» EXTRACTED ENTRIES:
+++++
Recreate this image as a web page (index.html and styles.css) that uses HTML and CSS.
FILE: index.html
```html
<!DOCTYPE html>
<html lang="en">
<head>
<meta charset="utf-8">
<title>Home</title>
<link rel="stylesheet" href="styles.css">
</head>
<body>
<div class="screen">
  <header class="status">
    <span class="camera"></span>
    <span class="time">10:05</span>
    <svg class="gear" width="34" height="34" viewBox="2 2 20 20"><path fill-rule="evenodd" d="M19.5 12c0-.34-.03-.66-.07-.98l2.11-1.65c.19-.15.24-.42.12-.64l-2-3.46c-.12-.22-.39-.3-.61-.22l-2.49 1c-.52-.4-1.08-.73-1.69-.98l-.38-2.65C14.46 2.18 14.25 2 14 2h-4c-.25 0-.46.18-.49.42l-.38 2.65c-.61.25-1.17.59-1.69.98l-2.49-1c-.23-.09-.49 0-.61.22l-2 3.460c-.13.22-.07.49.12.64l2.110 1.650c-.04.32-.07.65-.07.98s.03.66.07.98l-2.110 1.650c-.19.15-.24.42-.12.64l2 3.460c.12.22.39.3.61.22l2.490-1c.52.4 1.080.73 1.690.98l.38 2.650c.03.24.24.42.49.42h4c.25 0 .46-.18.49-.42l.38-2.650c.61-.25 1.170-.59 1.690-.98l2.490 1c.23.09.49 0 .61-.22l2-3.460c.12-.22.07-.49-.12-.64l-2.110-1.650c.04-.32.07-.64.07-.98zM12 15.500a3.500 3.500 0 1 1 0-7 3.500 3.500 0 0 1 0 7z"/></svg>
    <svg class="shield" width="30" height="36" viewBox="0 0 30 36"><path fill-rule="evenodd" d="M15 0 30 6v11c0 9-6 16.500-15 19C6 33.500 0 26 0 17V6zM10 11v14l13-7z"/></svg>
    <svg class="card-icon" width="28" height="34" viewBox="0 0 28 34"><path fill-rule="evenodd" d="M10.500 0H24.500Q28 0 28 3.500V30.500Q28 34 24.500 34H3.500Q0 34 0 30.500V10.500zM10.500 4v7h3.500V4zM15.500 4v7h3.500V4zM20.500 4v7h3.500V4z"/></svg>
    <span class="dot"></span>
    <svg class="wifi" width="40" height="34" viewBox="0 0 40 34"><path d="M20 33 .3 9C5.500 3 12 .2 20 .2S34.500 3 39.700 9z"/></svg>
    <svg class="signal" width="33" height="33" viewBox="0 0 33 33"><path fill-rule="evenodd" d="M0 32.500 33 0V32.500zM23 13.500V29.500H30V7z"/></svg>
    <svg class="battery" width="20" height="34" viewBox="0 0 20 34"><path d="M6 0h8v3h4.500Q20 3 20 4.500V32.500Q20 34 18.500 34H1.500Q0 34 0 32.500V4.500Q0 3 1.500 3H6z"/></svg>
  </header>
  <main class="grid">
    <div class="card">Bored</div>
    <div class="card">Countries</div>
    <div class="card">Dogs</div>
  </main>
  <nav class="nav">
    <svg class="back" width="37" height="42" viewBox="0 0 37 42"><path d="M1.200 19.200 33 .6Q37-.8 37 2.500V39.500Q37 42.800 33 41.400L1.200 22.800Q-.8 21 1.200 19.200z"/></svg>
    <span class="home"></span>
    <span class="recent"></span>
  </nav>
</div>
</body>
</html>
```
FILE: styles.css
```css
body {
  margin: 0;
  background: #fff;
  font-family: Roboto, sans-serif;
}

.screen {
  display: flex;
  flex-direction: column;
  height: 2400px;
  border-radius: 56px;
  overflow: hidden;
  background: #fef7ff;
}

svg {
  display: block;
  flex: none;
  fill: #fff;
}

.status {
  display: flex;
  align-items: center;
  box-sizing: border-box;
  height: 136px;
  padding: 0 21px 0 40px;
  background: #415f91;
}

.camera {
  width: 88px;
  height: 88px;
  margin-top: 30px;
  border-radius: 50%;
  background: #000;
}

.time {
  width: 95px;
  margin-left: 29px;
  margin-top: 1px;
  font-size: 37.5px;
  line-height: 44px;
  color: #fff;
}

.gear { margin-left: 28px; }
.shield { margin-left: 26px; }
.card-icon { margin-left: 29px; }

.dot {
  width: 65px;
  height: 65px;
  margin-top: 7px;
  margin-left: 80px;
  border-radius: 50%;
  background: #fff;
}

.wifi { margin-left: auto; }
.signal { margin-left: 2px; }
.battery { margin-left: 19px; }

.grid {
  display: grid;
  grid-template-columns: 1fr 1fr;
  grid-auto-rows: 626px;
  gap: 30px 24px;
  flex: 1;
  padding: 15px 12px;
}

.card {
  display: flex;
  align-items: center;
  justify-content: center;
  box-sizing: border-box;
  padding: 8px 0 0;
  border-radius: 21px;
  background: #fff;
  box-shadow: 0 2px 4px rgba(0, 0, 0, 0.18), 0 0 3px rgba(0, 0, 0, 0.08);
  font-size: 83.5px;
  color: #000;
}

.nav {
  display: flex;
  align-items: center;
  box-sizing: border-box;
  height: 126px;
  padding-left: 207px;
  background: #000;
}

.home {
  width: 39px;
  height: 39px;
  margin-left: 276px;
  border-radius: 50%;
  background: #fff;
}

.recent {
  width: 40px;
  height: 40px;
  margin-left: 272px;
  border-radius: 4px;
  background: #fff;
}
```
+++++
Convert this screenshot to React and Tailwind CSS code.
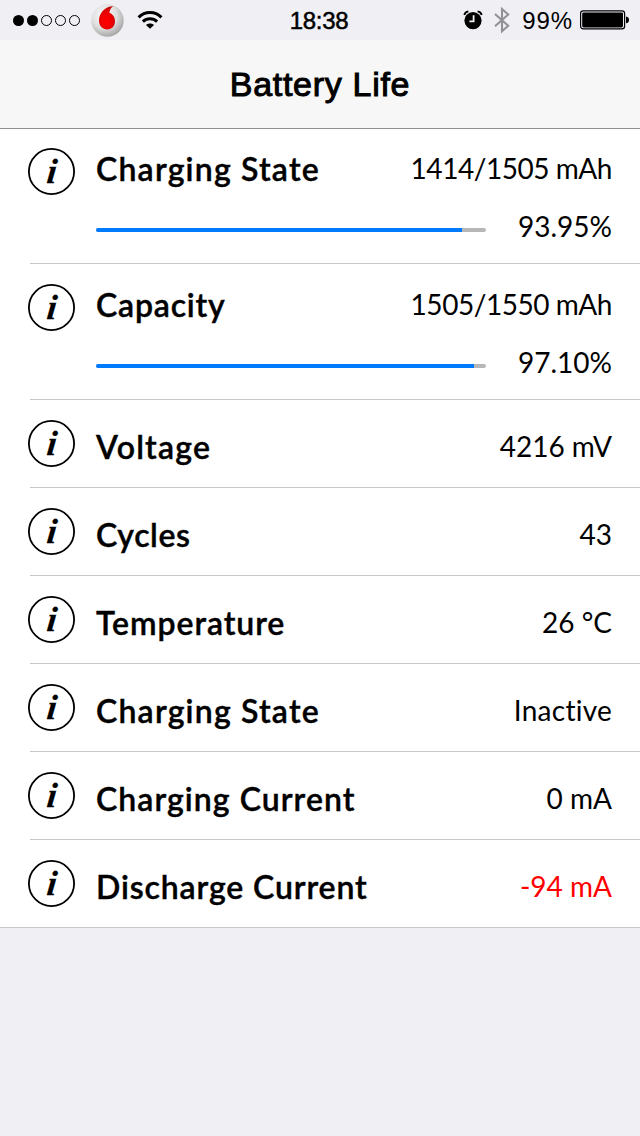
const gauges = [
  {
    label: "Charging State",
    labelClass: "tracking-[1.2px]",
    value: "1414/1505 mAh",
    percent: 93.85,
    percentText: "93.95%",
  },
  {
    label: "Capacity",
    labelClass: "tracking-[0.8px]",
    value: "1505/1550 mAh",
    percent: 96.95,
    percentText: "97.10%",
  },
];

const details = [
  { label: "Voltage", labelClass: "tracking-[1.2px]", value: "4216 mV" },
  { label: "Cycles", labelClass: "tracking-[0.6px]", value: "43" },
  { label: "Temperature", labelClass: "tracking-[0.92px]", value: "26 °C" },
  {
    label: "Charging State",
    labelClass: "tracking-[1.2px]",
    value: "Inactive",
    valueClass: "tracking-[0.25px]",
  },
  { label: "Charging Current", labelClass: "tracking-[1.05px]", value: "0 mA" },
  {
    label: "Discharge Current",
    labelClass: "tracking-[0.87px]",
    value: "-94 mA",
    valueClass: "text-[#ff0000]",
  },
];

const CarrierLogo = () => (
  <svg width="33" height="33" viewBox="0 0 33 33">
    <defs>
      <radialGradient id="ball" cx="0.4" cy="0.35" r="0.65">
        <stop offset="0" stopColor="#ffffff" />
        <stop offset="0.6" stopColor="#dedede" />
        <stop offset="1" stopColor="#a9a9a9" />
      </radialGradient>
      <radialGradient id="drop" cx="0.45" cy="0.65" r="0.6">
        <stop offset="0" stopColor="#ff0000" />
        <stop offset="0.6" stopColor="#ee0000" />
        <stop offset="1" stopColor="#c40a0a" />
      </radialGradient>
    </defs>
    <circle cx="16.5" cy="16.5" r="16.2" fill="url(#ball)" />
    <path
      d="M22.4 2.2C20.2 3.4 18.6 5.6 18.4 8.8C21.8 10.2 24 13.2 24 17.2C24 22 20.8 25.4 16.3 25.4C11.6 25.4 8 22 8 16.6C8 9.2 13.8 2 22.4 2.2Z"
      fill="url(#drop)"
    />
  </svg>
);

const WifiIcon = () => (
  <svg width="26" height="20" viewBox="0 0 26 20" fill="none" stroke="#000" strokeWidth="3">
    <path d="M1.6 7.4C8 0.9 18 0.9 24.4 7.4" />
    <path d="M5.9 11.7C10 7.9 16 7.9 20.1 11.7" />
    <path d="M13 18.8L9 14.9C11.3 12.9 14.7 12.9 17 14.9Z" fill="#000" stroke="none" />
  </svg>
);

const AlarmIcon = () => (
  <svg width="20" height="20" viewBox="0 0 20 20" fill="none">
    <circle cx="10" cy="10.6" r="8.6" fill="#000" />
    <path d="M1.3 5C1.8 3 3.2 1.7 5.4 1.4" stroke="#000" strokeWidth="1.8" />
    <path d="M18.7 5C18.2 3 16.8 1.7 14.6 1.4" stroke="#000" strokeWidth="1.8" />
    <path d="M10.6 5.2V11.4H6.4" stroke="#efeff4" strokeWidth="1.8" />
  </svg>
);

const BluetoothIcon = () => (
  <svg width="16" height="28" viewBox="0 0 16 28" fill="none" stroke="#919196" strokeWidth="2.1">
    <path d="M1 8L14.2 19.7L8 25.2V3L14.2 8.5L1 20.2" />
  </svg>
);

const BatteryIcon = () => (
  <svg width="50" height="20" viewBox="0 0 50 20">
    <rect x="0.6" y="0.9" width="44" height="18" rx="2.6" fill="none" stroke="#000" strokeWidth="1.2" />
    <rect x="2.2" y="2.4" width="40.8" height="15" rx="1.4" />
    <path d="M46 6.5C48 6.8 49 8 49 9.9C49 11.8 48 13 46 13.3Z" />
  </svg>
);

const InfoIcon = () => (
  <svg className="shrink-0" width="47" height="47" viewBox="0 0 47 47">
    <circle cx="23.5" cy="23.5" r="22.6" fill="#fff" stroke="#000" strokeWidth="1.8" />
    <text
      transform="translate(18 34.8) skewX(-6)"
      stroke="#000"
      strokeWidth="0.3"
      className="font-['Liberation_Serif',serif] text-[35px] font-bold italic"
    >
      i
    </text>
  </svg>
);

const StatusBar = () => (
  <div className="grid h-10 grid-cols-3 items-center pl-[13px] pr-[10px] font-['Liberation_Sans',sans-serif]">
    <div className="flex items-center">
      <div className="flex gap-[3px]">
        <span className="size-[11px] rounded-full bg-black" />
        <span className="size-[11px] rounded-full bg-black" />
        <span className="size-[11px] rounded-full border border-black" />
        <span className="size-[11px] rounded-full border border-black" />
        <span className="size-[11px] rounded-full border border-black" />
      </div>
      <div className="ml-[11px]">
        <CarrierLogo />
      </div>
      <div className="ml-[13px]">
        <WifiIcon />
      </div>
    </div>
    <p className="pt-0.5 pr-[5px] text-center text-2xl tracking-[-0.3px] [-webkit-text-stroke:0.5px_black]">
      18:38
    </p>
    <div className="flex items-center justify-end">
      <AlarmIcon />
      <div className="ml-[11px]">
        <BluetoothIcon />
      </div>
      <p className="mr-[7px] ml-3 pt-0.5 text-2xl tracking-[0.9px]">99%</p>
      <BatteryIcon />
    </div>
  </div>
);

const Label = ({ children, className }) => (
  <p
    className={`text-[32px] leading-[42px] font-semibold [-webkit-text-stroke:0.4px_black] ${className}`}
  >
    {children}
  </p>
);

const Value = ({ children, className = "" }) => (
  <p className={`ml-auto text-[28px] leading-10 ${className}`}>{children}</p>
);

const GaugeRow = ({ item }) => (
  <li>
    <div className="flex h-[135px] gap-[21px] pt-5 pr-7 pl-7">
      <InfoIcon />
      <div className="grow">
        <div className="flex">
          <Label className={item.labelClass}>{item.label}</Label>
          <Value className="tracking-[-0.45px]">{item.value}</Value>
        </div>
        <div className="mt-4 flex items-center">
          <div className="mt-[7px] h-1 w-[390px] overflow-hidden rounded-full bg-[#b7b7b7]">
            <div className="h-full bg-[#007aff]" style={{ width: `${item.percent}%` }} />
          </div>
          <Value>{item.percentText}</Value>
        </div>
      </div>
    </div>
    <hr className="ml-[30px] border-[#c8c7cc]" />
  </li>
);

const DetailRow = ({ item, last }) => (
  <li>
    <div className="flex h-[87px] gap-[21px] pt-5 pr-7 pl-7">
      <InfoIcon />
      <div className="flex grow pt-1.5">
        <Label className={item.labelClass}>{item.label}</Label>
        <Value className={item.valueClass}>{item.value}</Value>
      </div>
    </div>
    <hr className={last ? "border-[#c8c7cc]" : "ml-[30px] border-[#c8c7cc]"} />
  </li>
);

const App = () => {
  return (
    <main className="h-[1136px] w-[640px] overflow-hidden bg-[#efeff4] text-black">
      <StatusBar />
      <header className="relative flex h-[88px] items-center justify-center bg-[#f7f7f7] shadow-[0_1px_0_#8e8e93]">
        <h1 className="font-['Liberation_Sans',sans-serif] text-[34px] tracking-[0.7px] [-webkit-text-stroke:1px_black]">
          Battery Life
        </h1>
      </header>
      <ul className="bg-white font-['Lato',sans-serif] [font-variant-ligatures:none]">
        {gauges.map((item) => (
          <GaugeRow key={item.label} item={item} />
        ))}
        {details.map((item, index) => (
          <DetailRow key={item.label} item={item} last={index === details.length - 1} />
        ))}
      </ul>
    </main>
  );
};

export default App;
+++++
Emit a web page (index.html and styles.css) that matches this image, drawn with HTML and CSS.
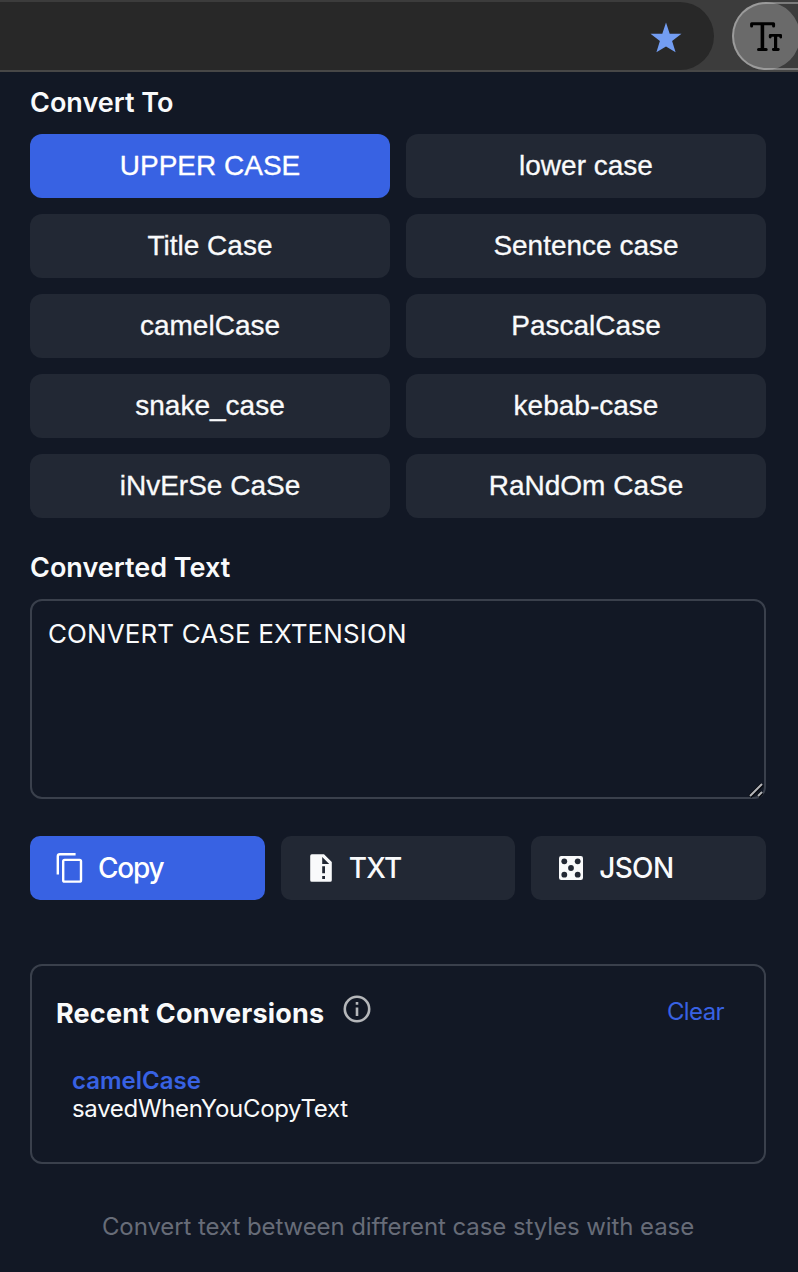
+++++
» WORK TO DO:
From the listing, copy every line where the string "that" appears.

» OUTPUT BELOW:
Recreate this image as a web page (index.html and styles.css) that uses HTML and CSS.
Emit a web page (index.html and styles.css) that matches this image, drawn with HTML and CSS.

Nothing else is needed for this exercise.